The promised publishing post

How’s THAT for alliteration, my droogies?

So let’s start with a little bit about having a dream. I conceived of my fantasy novel series in 1982. I submitted it to Tor publishing in 1983. I was told by them in 1984 that it sucked – they actually used the word in the rejection letter – and that I’d never make it as a writer.

They were right that it sucked. Nothing will screw up your writing worse than a class in college on writing. I needed to relearn everything and resubmit.

In 2001 I released the stories online as a way to market my first company. In 2002 I had 11,000 fans and 2,000 clients.

In 2010 Ann Crispin at Dragon Con, as a part of a ‘Market your novel’ class, told me that me trying to publish my novels was a waste of time. Women weren’t going to like them. She’d never read the novels, she’d just heard my description. In fairness, she was pretty high on pain killers at the time.

I did a final rewrite of the novels, re-released them, and in 2011 was in the top 80 books on Amazon for the class of book it is. In 2012 I was picked up by a publisher. I was VERY excited.

The publisher was small and did nothing for me. Her editor didn’t do more than run Word spell-check, and then do a search for the word ‘that’ and deleted it wherever she found it. I sold exactly 32 books in the next year. She wouldn’t do ANYTHING to promote her authors that wasn’t free. She also managed to give herself brain damage in a riding accident during this time.

This month I dropped from her label for non-payment.
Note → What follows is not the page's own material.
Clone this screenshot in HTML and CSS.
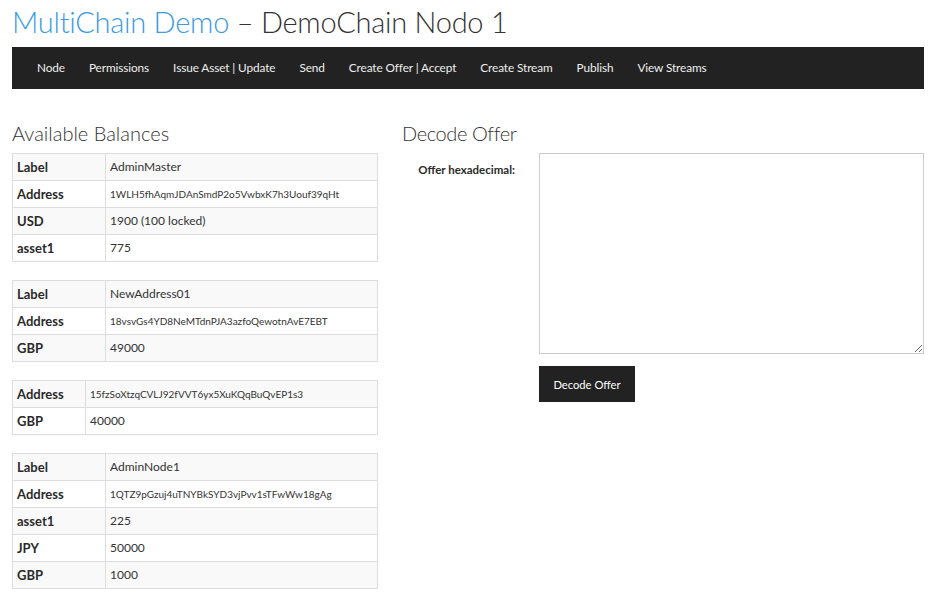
FILE: index.html
```html
<!DOCTYPE html>
<html lang="en">
<head>
<meta charset="utf-8">
<title>MultiChain Demo</title>
<link rel="stylesheet" href="styles.css">
</head>
<body>
<div class="page">
  <h1 class="title"><span class="brand">MultiChain Demo</span> – DemoChain Nodo 1</h1>
  <nav class="navbar">
    <a href="#">Node</a>
    <a href="#">Permissions</a>
    <a href="#">Issue Asset | Update</a>
    <a href="#">Send</a>
    <a href="#">Create Offer | Accept</a>
    <a href="#">Create Stream</a>
    <a href="#">Publish</a>
    <a href="#">View Streams</a>
  </nav>
  <div class="columns">
    <section class="left">
      <h3 class="heading">Available Balances</h3>
      <table class="balances">
        <tr><th>Label</th><td>AdminMaster</td></tr>
        <tr><th>Address</th><td class="addr">1WLH5fhAqmJDAnSmdP2o5VwbxK7h3Uouf39qHt</td></tr>
        <tr><th>USD</th><td>1900 (100 locked)</td></tr>
        <tr><th>asset1</th><td>775</td></tr>
      </table>
      <table class="balances">
        <tr><th>Label</th><td>NewAddress01</td></tr>
        <tr><th>Address</th><td class="addr">18vsvGs4YD8NeMTdnPJA3azfoQewotnAvE7EBT</td></tr>
        <tr><th>GBP</th><td>49000</td></tr>
      </table>
      <table class="balances narrow">
        <tr><th>Address</th><td class="addr">15fzSoXtzqCVLJ92fVVT6yx5XuKQqBuQvEP1s3</td></tr>
        <tr><th>GBP</th><td>40000</td></tr>
      </table>
      <table class="balances">
        <tr><th>Label</th><td>AdminNode1</td></tr>
        <tr><th>Address</th><td class="addr">1QTZ9pGzuj4uTNYBkSYD3vjPvv1sTFwWw18gAg</td></tr>
        <tr><th>asset1</th><td>225</td></tr>
        <tr><th>JPY</th><td>50000</td></tr>
        <tr><th>GBP</th><td>1000</td></tr>
      </table>
    </section>
    <section class="right">
      <h3 class="heading">Decode Offer</h3>
      <form class="form">
        <label class="form-label" for="hex">Offer hexadecimal:</label>
        <div class="form-field">
          <textarea id="hex" class="hex"></textarea>
          <button type="button" class="btn">Decode Offer</button>
        </div>
      </form>
    </section>
  </div>
</div>
</body>
</html>
```
FILE: styles.css
```css
* { box-sizing: border-box; }
body {
  margin: 0;
  font-family: "Lato", "Open Sans", sans-serif;
  font-size: 13px;
  color: #333;
  background: #fff;
}
.page {
  padding: 0 8px 0 12px;
  width: 932px;
}
.title {
  margin: 0;
  height: 47px;
  padding-top: 5px;
  font-size: 29px;
  font-weight: 300;
  line-height: 34px;
  color: #333;
  letter-spacing: -0.25px;
}
.brand { color: #3a9be4; }
.navbar {
  display: flex;
  align-items: center;
  width: 912px;
  height: 42px;
  background: #222;
  padding-left: 13px;
}
.navbar a {
  color: #eee;
  text-decoration: none;
  font-size: 11.8px;
  letter-spacing: -0.1px;
  padding: 0 12px;
  line-height: 42px;
}
.columns {
  display: grid;
  grid-template-columns: 366px 522px;
  column-gap: 24px;
  margin-top: 30px;
}
.heading {
  margin: 0 0 6px;
  font-size: 20px;
  font-weight: 300;
  line-height: 24px;
  height: 28px;
  padding-top: 2px;
  color: #333;
}
.right .heading { letter-spacing: -0.4px; }
.balances {
  width: 100%;
  border-collapse: collapse;
  margin-bottom: 18px;
  border: 1px solid #ddd;
}
.balances tr:nth-child(odd) { background: #f9f9f9; }
.balances th, .balances td {
  border: 1px solid #ddd;
  height: 27px;
  padding: 0 4px;
  text-align: left;
  vertical-align: middle;
  line-height: 16px;
}
.balances th {
  width: 93px;
  font-weight: 700;
  color: #2a2a2a;
}
.balances.narrow th { width: 73px; }
.balances td { font-size: 12px; }
.balances td.addr { font-size: 10px; }
.form {
  display: grid;
  grid-template-columns: 125px 385px;
  column-gap: 12px;
}
.form-label {
  text-align: right;
  padding-right: 12px;
  padding-top: 10px;
  font-weight: 700;
  font-size: 11.5px;
  color: #2a2a2a;
}
.form-field {
  display: flex;
  flex-direction: column;
  align-items: flex-start;
}
.hex {
  width: 385px;
  height: 201px;
  border: 1px solid #ccc;
  margin: 0;
  resize: both;
  font-family: inherit;
}
.btn {
  margin-top: 12px;
  width: 96px;
  height: 36px;
  background: #222;
  color: #fff;
  border: none;
  font-family: inherit;
  font-size: 11.2px;
  cursor: pointer;
}
```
She sent me the only royalty check I ever received from her: $32

The book covers for the first three books cost me $15,000. I DID go with a world-renowned artist who rarely does book covers anymore.

So I’ve taken publishing back. I go through CreateSpace and Kindle self-publishing. I started one campaign for $2,800 and I’m probably picking up another for a few more. Put together the website over the last couple days and, while it still needs a little work, I’m happy with it. I also need to get a forum and a call-to-action with it, but I’m more than capable of that. Between being a nuclear technician and moving on to sales, and the current programming gig, I was in marketing for a year. If you ever heard the tagline, “I went to such-and-such a college, and now my boss works for ME!”, I created that.
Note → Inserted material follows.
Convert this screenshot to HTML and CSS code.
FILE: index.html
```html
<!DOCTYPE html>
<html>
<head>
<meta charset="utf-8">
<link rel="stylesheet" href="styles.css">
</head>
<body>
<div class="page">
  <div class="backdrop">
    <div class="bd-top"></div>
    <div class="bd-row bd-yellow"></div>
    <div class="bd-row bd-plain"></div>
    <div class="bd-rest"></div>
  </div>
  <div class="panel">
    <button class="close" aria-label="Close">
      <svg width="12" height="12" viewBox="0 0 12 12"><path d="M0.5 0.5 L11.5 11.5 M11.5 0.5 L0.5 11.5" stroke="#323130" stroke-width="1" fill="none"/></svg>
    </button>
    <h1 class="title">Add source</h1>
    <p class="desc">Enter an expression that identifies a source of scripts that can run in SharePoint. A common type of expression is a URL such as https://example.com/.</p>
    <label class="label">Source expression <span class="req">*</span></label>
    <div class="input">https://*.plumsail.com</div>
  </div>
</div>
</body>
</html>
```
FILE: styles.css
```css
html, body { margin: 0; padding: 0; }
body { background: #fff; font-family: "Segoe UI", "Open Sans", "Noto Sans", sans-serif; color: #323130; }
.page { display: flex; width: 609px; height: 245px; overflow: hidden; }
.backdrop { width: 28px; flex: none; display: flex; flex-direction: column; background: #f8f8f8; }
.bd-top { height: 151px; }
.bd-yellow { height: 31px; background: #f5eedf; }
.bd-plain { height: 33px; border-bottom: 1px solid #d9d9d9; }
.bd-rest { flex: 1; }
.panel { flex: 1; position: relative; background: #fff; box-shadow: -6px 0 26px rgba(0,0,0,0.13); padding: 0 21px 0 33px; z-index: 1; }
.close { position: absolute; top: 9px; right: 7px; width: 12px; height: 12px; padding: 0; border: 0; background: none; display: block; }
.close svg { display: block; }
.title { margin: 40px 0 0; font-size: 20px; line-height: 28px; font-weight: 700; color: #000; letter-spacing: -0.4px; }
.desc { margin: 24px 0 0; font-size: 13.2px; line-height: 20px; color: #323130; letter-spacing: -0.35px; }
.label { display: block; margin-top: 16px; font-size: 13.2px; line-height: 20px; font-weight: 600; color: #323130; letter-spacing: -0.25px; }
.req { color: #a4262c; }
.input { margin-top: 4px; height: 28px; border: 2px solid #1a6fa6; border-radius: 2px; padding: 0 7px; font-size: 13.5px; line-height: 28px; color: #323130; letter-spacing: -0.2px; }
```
If you’ve ever heard a weekend radio show where the hosts were both a realtor and a handy-man of some kind, I came up with THAT format, too. By the way – that format can make a radio-station $250,000/yr with 40 minutes of weekend air time.

Self-publishing, even when you’re doing well, garners a lot less respect than being picked up by a publisher, even one that does nothing for you. It used to be you got an agent, your agent got you a publisher, your publisher got you a publicist, you went to town. You had a better chance of hitting the Lotto, but there you went. You tried and tried until you found someone who could get excited about your work.

Right now, like most movies, most books are consigned. Publishers don’t take a lot of risks so they look for a popular topic, then who has it, then go in that direction. Ann Crispin, for example, got a monster deal from Disney when they went to her and asked her to write a prequel to Pirates of the Caribbean. She by her own admission didn’t know anything about the topic, and people tended to not like the book. When it came out, most of her recommendations from Amazon were from fans who never read it. POTC fans were really put off by it.

So instead, you write your passion, you publish yourself, you make it on your own and find the right person to get in on it. I did all of the steps right, but I’d never gotten that far with a publisher before and chose the wrong one. I’ll get back, and I’ll do better next time. It’s a thing, like anything else. Fear failure and you’re done before you start.

We’ll see how this goes. It’s a rainy day and I was going to clear trees, but I think I’ll go buy work out clothes and finally join the gym I wanted to join last week.